The ruling of the court on the motion to strike the alleged confession is as follows: “The witness * * having testified affirmatively that the statement made by the defendant was made not only freely and voluntarily, but was made after he had told the witness that he need not make any statement unless he desired, or that it was with him whether he made any statement, the motion is denied.” As the confession was clearly not immaterial or irrelevant to the issue being tried, the motion to strike it was properly denied unless the confession was legally inadmissible. There is evidence to support the statement and ruling of the court, and the evidence is not contradicted. The admissibility of the evidence was for the court to determine. It appears that a legal foundation was laid for admitting the confession as having been freely and voluntarily made uninfluenced by the attending circumstances or by inducements. Gantling v. State, 40 Fla. 237, 23 South. Rep 857; Green v. State, 40 Fla. 474, 24 South. Rep. 537; McNish v. State, 47 Fla. 69, 36 South. Rep. 176.
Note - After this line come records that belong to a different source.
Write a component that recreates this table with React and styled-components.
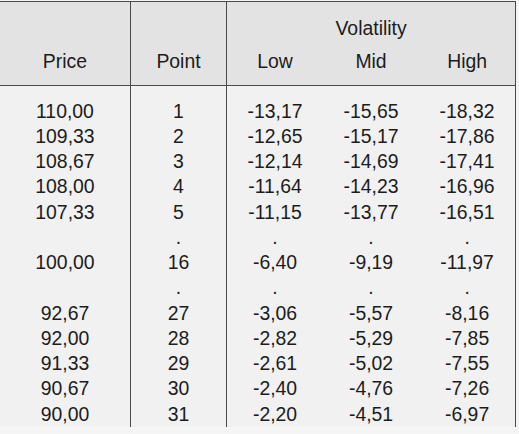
import React from "react";
import styled, { createGlobalStyle } from "styled-components";

const Global = createGlobalStyle`
  html, body { margin: 0; padding: 0; background: #f5f5f5; }
  body { font-family: "Liberation Sans", Arial, sans-serif; }
`;

const Table = styled.table`
  border-collapse: collapse;
  table-layout: fixed;
  width: 516px;
  margin-top: 1px;
  border-top: 1.5px solid #4a4a4a;
  border-right: 1.5px solid #4a4a4a;
  font-family: "Liberation Sans", Arial, sans-serif;
  font-size: 19.4px;
  line-height: 25.25px;
  color: #1c1c1c;
`;

const Head = styled.thead`
  background: #e3e3e3;
  border-bottom: 1.5px solid #4a4a4a;
`;

const Body = styled.tbody`
  background: #f1f1f1;
  tr:first-child td { padding-top: 13px; }
`;

const HeadCell = styled.th`
  font-weight: normal;
  text-align: center;
  vertical-align: ${(p) => (p.$bottom ? "bottom" : "middle")};
  padding: ${(p) => (p.$top ? "13.5px 0 4px" : "4px 0 10.5px")};
  border-right: ${(p) => (p.$divider ? "1.5px solid #4a4a4a" : "none")};
`;

const Cell = styled.td`
  text-align: center;
  padding: 0;
  border-right: ${(p) => (p.$divider ? "1.5px solid #4a4a4a" : "none")};
`;

const rows = [
  ["110,00", "1", "-13,17", "-15,65", "-18,32"],
  ["109,33", "2", "-12,65", "-15,17", "-17,86"],
  ["108,67", "3", "-12,14", "-14,69", "-17,41"],
  ["108,00", "4", "-11,64", "-14,23", "-16,96"],
  ["107,33", "5", "-11,15", "-13,77", "-16,51"],
  ["", ".", ".", ".", "."],
  ["100,00", "16", "-6,40", "-9,19", "-11,97"],
  ["", ".", ".", ".", "."],
  ["92,67", "27", "-3,06", "-5,57", "-8,16"],
  ["92,00", "28", "-2,82", "-5,29", "-7,85"],
  ["91,33", "29", "-2,61", "-5,02", "-7,55"],
  ["90,67", "30", "-2,40", "-4,76", "-7,26"],
  ["90,00", "31", "-2,20", "-4,51", "-6,97"],
];

export default function App() {
  return (
    <>
      <Global />
      <Table>
        <colgroup>
          <col style={{ width: 130 }} />
          <col style={{ width: 96 }} />
          <col style={{ width: 96 }} />
          <col style={{ width: 96 }} />
          <col style={{ width: 96 }} />
        </colgroup>
        <Head>
          <tr>
            <HeadCell rowSpan={2} $bottom $divider>Price</HeadCell>
            <HeadCell rowSpan={2} $bottom $divider>Point</HeadCell>
            <HeadCell colSpan={3} $top>Volatility</HeadCell>
          </tr>
          <tr>
            <HeadCell>Low</HeadCell>
            <HeadCell>Mid</HeadCell>
            <HeadCell>High</HeadCell>
          </tr>
        </Head>
        <Body>
          {rows.map((r, i) => (
            <tr key={i}>
              {r.map((v, j) => (
                <Cell key={j} $divider={j < 2}>{v}</Cell>
              ))}
            </tr>
          ))}
        </Body>
      </Table>
    </>
  );
}
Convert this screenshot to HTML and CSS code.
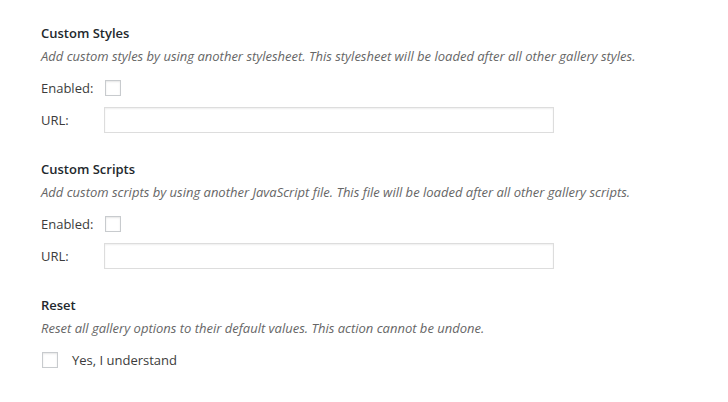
FILE: index.html
```html
<!DOCTYPE html>
<html lang="en">
<head>
    <meta charset="UTF-8">
    <title>Gallery Settings</title>
    <link rel="stylesheet" href="styles.css">
</head>
<body>

    <div class="settings">
        <!-- Custom Styles -->
        <div class="section">
            <h3>Custom Styles</h3>
            <p class="description">Add custom styles by using another stylesheet. This stylesheet will be loaded after all other gallery styles.</p>
            <div class="field">
                <label for="stylesEnabled">Enabled:</label>
                <input type="checkbox" id="stylesEnabled" class="check">
            </div>
            <div class="field">
                <label for="stylesUrl">URL:</label>
                <input type="text" id="stylesUrl" class="text">
            </div>
        </div>

        <!-- Custom Scripts -->
        <div class="section">
            <h3>Custom Scripts</h3>
            <p class="description">Add custom scripts by using another JavaScript file. This file will be loaded after all other gallery scripts.</p>
            <div class="field">
                <label for="scriptsEnabled">Enabled:</label>
                <input type="checkbox" id="scriptsEnabled" class="check">
            </div>
            <div class="field">
                <label for="scriptsUrl">URL:</label>
                <input type="text" id="scriptsUrl" class="text">
            </div>
        </div>

        <!-- Reset -->
        <div class="section">
            <h3>Reset</h3>
            <p class="description">Reset all gallery options to their default values. This action cannot be undone.</p>
            <div class="field confirm">
                <input type="checkbox" id="resetConfirm" class="check">
                <label for="resetConfirm">Yes, I understand</label>
            </div>
        </div>
    </div>

</body>
</html>
```

FILE: styles.css
```css
body {
    font-family: "Open Sans", sans-serif;
    font-size: 13px;
    color: #3c3c3c;
    background-color: #fff;
    margin: 0;
}

.settings {
    padding: 23px 0 0 41px;
}

.section {
    margin-bottom: 26px;
}

h3 {
    font-size: 13px;
    font-weight: 600;
    line-height: 20px;
    color: #23282d;
    margin: 0 0 3px;
}

.description {
    font-style: italic;
    line-height: 20px;
    color: #666;
    margin: 0 0 9px;
}

.field {
    display: flex;
    align-items: center;
    height: 26px;
    margin-bottom: 6px;
}

.field label {
    width: 63px;
    line-height: 20px;
}

.check {
    appearance: none;
    width: 16px;
    height: 16px;
    margin: 0 0 0 1px;
    border: 1px solid #c8cbce;
    border-radius: 0;
    background-color: #fff;
    box-shadow: inset 0 1px 2px rgba(0, 0, 0, 0.1);
}

.text {
    width: 450px;
    height: 26px;
    padding: 3px 5px;
    box-sizing: border-box;
    border: 1px solid #ddd;
    background-color: #fff;
    box-shadow: inset 0 1px 2px rgba(0, 0, 0, 0.07);
    margin: 0;
}

.confirm .check {
    margin-right: 14px;
}

.confirm label {
    width: auto;
}
```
*44A mere objection to the manner of conducting the cross-examination with no ruling and exception cannot be considered by the appellate court.

' The requested instruction that “the court instructs the jury under the evidence the only offense which you can convict the defendant of in this case, is that of manslaughter, if you should find him guilty of any offense,” was properly refused since there was evidence upon which the jury could predicate a verdict of murder.

There is evidence to sustain the verdict and it does not appear that the jury were not governed by the evidence in rendering the verdict.

The judgment is affirmed.

Shackleford, and Cockrell, J. J., concur; Taylor, Hocker and Parkhill, J. J., concur in the opinion.

Petition for rehearing in this case denied.